「じゃあ、紙に書いてみたら? ぼくが聞いてあげるよ」
息子お気に入りのぬいぐるみを司会にしたてて、いつもとは違う2人(プラスぬいぐるみ)の会議がそっと始まった。
大きめの紙を出し、「何が嫌なのかここに書いてみて」そう(ぬいぐるみで)促すと、最初は渋々だった息子が何かを書き始めた。ミミズのような字で「○○○ができない」というところだけ読める。
ついに息子が口を開いた
「何ができないの?」なるべく何でもないような顔で、ぬいぐるみが問う。
「怒っちゃうと言いたいことがあるけど、言えない。普段から言いたいことがあっても、なかなか本当のことは言えない。そういう自分がしんどい」
息子は学校では楽しそうにしているが、家ではよく癇癪を起こす。不満に思っていることがあるだろうに、それを言葉にして正直に親に言えば怒られそうだから言えずふてくされた態度をとって、怒られる。その連鎖がいいわけがないとは思っていた。これは何か息子からの「聞いてほしい」のメッセージだった。

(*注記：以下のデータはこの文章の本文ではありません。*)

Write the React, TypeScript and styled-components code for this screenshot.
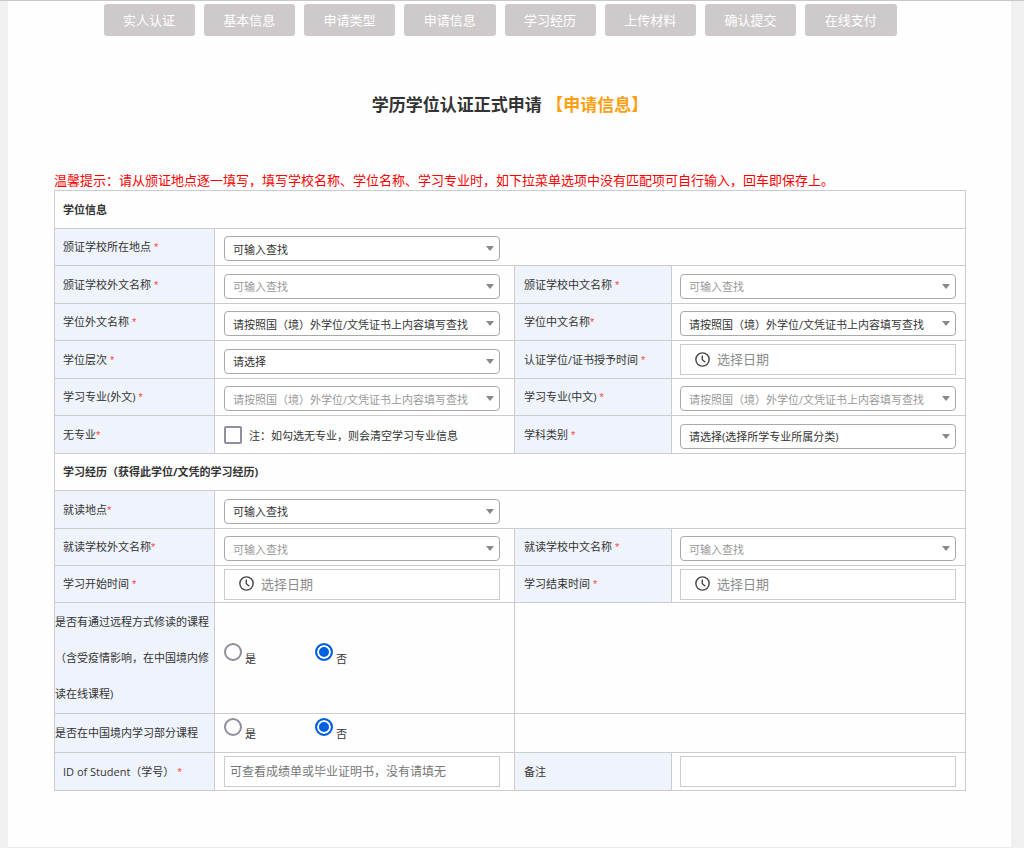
import React from "react";
import styled, { createGlobalStyle, css } from "styled-components";

const line = "#cccccf";
const labelBg = "#eff3fb";
const ink = "#333";
const muted = "#999";

const GlobalStyle = createGlobalStyle`
  *, *::before, *::after { box-sizing: border-box; }
  body {
    margin: 0;
    background: #f0f0f0;
    color: ${ink};
    font-family: "Open Sans", "Noto Sans CJK SC", sans-serif;
    font-size: 11px;
  }
  button, input, select { font-family: inherit; }
`;

const Page = styled.div`
  min-height: 100vh;
  padding: 0 13px 0 8px;
  border-top: 1px solid #c8c8c8;
`;

const Panel = styled.main`
  min-height: calc(100vh - 1px);
  padding: 3px 45px 56px 46px;
  background: #fefefe;
  border-bottom: 1px solid #ececec;
`;

const Steps = styled.nav`
  display: flex;
  justify-content: center;
  padding-right: 20px;
`;

const StepList = styled.div`
  display: grid;
  grid-template-columns: repeat(8, 1fr);
  gap: 9px;
  width: 100%;
  max-width: 793px;
`;

const StepButton = styled.button`
  height: 32px;
  padding: 0;
  border: 0;
  border-radius: 3px;
  background: #cec9ca;
  color: #fff;
  font-size: 13px;
  line-height: 32px;
  white-space: nowrap;
`;

const Title = styled.h1`
  margin: 57px 0 0;
  font-size: 17px;
  line-height: 24px;
  font-weight: 700;
  text-align: center;
`;

const Stage = styled.span`
  color: #ff9f0f;
`;

const Notice = styled.p`
  margin: 53px 0 0;
  color: #ff0000;
  font-size: 13px;
  line-height: 20px;
`;

const FormGrid = styled.form`
  border: 1px solid ${line};
  border-bottom: 0;
`;

const Row = styled.div<{ $size?: "normal" | "medium" | "tall" }>`
  display: grid;
  grid-template-columns: minmax(0, 159fr) minmax(0, 300fr) minmax(0, 157fr) minmax(0, 294fr);
  min-height: ${(p) => (p.$size === "tall" ? 111 : p.$size === "medium" ? 39 : 37)}px;
  border-bottom: 1px solid ${line};

  ${(p) =>
    !p.$size &&
    css`
      &:nth-child(odd),
      &:last-child {
        min-height: 38px;
      }
    `}
`;

const SectionTitle = styled.h2`
  grid-column: 1 / -1;
  align-self: center;
  margin: 0;
  padding: 0 8px;
  font-size: 11px;
  line-height: 36px;
  font-weight: 700;
`;

const LabelCell = styled.div<{ $flush?: boolean }>`
  display: flex;
  align-items: center;
  padding: 0 ${(p) => (p.$flush ? 0 : 8)}px;
  background: ${labelBg};
  line-height: 36px;

  & + div,
  div + & {
    border-left: 1px solid ${line};
  }
  div + & {
    padding-left: 9px;
  }
`;

const FieldCell = styled.div<{ $span?: boolean }>`
  display: flex;
  align-items: center;
  padding: 0 10px 0 9px;
  ${(p) => p.$span && "grid-column: 2 / -1;"}

  &:nth-child(4) {
    padding: 0 9px 0 8px;
  }
`;

const EmptyCell = styled.div`
  grid-column: 3 / -1;
  border-left: 1px solid ${line};
`;

const Star = styled.span`
  color: #ff4444;
  font-family: "Liberation Sans", sans-serif;
`;

const SelectBox = styled.div`
  display: grid;
  align-items: center;
  width: 100%;
  max-width: 276px;
  margin-top: 3px;

  & > * {
    grid-area: 1 / 1;
  }
`;

const Select = styled.select<{ $muted?: boolean }>`
  appearance: none;
  width: 100%;
  height: 25px;
  padding: 1px 24px 0 8px;
  border: 1px solid #a9a9a9;
  border-radius: 4px;
  background: #fff;
  color: ${(p) => (p.$muted ? muted : ink)};
  font-size: 11px;
`;

const Arrow = styled.span`
  justify-self: end;
  margin-right: 6px;
  border: 4px solid transparent;
  border-top: 5px solid #888;
  border-bottom: 0;
  pointer-events: none;
`;

const InputFrame = styled.div`
  display: flex;
  align-items: center;
  gap: 7px;
  width: 100%;
  max-width: 276px;
  height: 31px;
  padding: 0 5px 1px 14px;
  border: 1px solid ${line};
  background: #fff;
`;

const BareInput = styled.input`
  flex: 1;
  min-width: 0;
  padding: 0;
  border: 0;
  outline: 0;
  background: none;
  color: ${ink};
  font-size: 13px;

  &::placeholder {
    color: #8c8c8c;
  }
`;

const TextInput = styled.input`
  width: 100%;
  max-width: 276px;
  height: 31px;
  padding: 0 5px;
  border: 1px solid ${line};
  background: #fff;
  color: ${ink};
  font-size: 12px;

  &::placeholder {
    color: #777;
  }
`;

const CheckLabel = styled.label`
  display: flex;
  align-items: center;
  gap: 7px;
`;

const Checkbox = styled.input`
  appearance: none;
  flex: none;
  width: 18px;
  height: 18px;
  margin: 0;
  border: 2px solid #8f8f9d;
  border-radius: 2px;
  background: #fff;

  &:checked {
    border-color: #0060df;
    background: #0060df;
  }
`;

const RadioGroup = styled.div`
  display: flex;
`;

const RadioLabel = styled.label`
  display: flex;
  align-items: center;
  gap: 3px;
  width: 91px;
`;

const Radio = styled.input`
  appearance: none;
  flex: none;
  width: 18px;
  height: 18px;
  margin: 0 0 12px;
  border: 2px solid #8f8f9d;
  border-radius: 50%;
  background: #fff;

  &:checked {
    border-color: #0060df;
    background: #0060df;
    box-shadow: inset 0 0 0 2px #fff;
  }
`;

const ClockIcon = () => (
  <svg width="15" height="15" viewBox="0 0 14 14" fill="none" stroke="#444" aria-hidden="true">
    <circle cx="7" cy="7" r="6.2" strokeWidth="1.3" />
    <path d="M6.8 3.2V7.2L9.6 9.6" strokeWidth="1.3" />
  </svg>
);

type FieldProps = {
  id: string;
  label: string;
  required?: boolean;
  tight?: boolean;
  span?: boolean;
  children: React.ReactNode;
};

const Field = ({ id, label, required = true, tight, span, children }: FieldProps) => (
  <>
    <LabelCell>
      <label htmlFor={id}>
        {label}
        {required && <Star>{tight ? "*" : " *"}</Star>}
      </label>
    </LabelCell>
    <FieldCell $span={span}>{children}</FieldCell>
  </>
);

type SelectFieldProps = Omit<FieldProps, "children"> & { text: string; muted?: boolean };

const SelectField = ({ text, muted: isMuted, ...field }: SelectFieldProps) => (
  <Field {...field}>
    <SelectBox>
      <Select id={field.id} $muted={isMuted}>
        <option>{text}</option>
      </Select>
      <Arrow />
    </SelectBox>
  </Field>
);

const DateField = (field: Omit<FieldProps, "children">) => (
  <Field {...field}>
    <InputFrame>
      <ClockIcon />
      <BareInput id={field.id} type="text" placeholder="选择日期" />
    </InputFrame>
  </Field>
);

const YesNoRow = ({ name, label, size }: { name: string; label: string; size: "medium" | "tall" }) => (
  <Row $size={size}>
    <LabelCell $flush>
      <span id={`${name}-label`}>{label}</span>
    </LabelCell>
    <FieldCell>
      <RadioGroup role="radiogroup" aria-labelledby={`${name}-label`}>
        <RadioLabel>
          <Radio type="radio" name={name} value="yes" />
          是
        </RadioLabel>
        <RadioLabel>
          <Radio type="radio" name={name} value="no" defaultChecked />
          否
        </RadioLabel>
      </RadioGroup>
    </FieldCell>
    <EmptyCell />
  </Row>
);

const steps = ["实人认证", "基本信息", "申请类型", "申请信息", "学习经历", "上传材料", "确认提交", "在线支付"];
const search = "可输入查找";
const byCertificate = "请按照国（境）外学位/文凭证书上内容填写查找";

export default function App() {
  return (
    <>
      <GlobalStyle />
      <Page>
        <Panel>
          <Steps>
            <StepList>
              {steps.map((step) => (
                <StepButton key={step} type="button">
                  {step}
                </StepButton>
              ))}
            </StepList>
          </Steps>
          <Title>
            学历学位认证正式申请 <Stage>【申请信息】</Stage>
          </Title>
          <Notice>
            温馨提示：请从颁证地点逐一填写，填写学校名称、学位名称、学习专业时，如下拉菜单选项中没有匹配项可自行输入，回车即保存上。
          </Notice>
          <FormGrid>
            <Row>
              <SectionTitle>学位信息</SectionTitle>
            </Row>
            <Row>
              <SelectField id="issue-place" label="颁证学校所在地点" text={search} span />
            </Row>
            <Row>
              <SelectField id="issue-school-foreign" label="颁证学校外文名称" text={search} muted />
              <SelectField id="issue-school-chinese" label="颁证学校中文名称" text={search} muted />
            </Row>
            <Row>
              <SelectField id="degree-foreign" label="学位外文名称" text={byCertificate} />
              <SelectField id="degree-chinese" label="学位中文名称" text={byCertificate} tight />
            </Row>
            <Row>
              <SelectField id="degree-level" label="学位层次" text="请选择" />
              <DateField id="award-date" label="认证学位/证书授予时间" />
            </Row>
            <Row>
              <SelectField id="major-foreign" label="学习专业(外文)" text={byCertificate} muted />
              <SelectField id="major-chinese" label="学习专业(中文)" text={byCertificate} muted />
            </Row>
            <Row>
              <Field id="no-major" label="无专业" tight>
                <CheckLabel>
                  <Checkbox id="no-major" type="checkbox" />
                  注：如勾选无专业，则会清空学习专业信息
                </CheckLabel>
              </Field>
              <SelectField id="subject" label="学科类别" text="请选择(选择所学专业所属分类)" />
            </Row>
            <Row>
              <SectionTitle>学习经历（获得此学位/文凭的学习经历)</SectionTitle>
            </Row>
            <Row>
              <SelectField id="study-place" label="就读地点" text={search} tight span />
            </Row>
            <Row>
              <SelectField id="study-school-foreign" label="就读学校外文名称" text={search} muted tight />
              <SelectField id="study-school-chinese" label="就读学校中文名称" text={search} muted />
            </Row>
            <Row $size="normal">
              <DateField id="study-start" label="学习开始时间" />
              <DateField id="study-end" label="学习结束时间" />
            </Row>
            <YesNoRow
              name="remote"
              size="tall"
              label="是否有通过远程方式修读的课程（含受疫情影响，在中国境内修读在线课程)"
            />
            <YesNoRow name="domestic" size="medium" label="是否在中国境内学习部分课程" />
            <Row>
              <Field id="student-id" label="ID of Student（学号）">
                <TextInput id="student-id" type="text" placeholder="可查看成绩单或毕业证明书，没有请填无" />
              </Field>
              <Field id="remark" label="备注" required={false}>
                <TextInput id="remark" type="text" />
              </Field>
            </Row>
          </FormGrid>
        </Panel>
      </Page>
    </>
  );
}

「会議では何を言っても誰も怒らない」「言いたいことは最後まで聞く」。
そのルールがどこかで息子の気持ちを、変えたのかもしれない。その日、息子が書いたメモはほとんどが読めなかったが、ぬいぐるみに向かって、息子は自分の気持ちをとうとうと話し出した。学校や家で腹が立つことがあった時に、何も言えずにうちにこめてしまう自分の気持ちを30分ほど話した。
この頃から、家族会議の場でも息子の態度が変わったと思う。「野球でいいあたりを打てたこと(がうれしかった)」「野球に行く時間を(お父さんが)間違えちゃっただけなのに、すごく怒っちゃった(自分が)のが(自分で)嫌だった」など、少しずつ具体的な発表ができるようになっていった。
最初はわけがわからないようだった娘も、「本当はおばあちゃんに会いたい」「下関市(祖母が住む)に行きたい」などと、1年前まで同居をしていたが下関に移住してしまった祖父母に会いたいという思いを、口に出すようになってきた。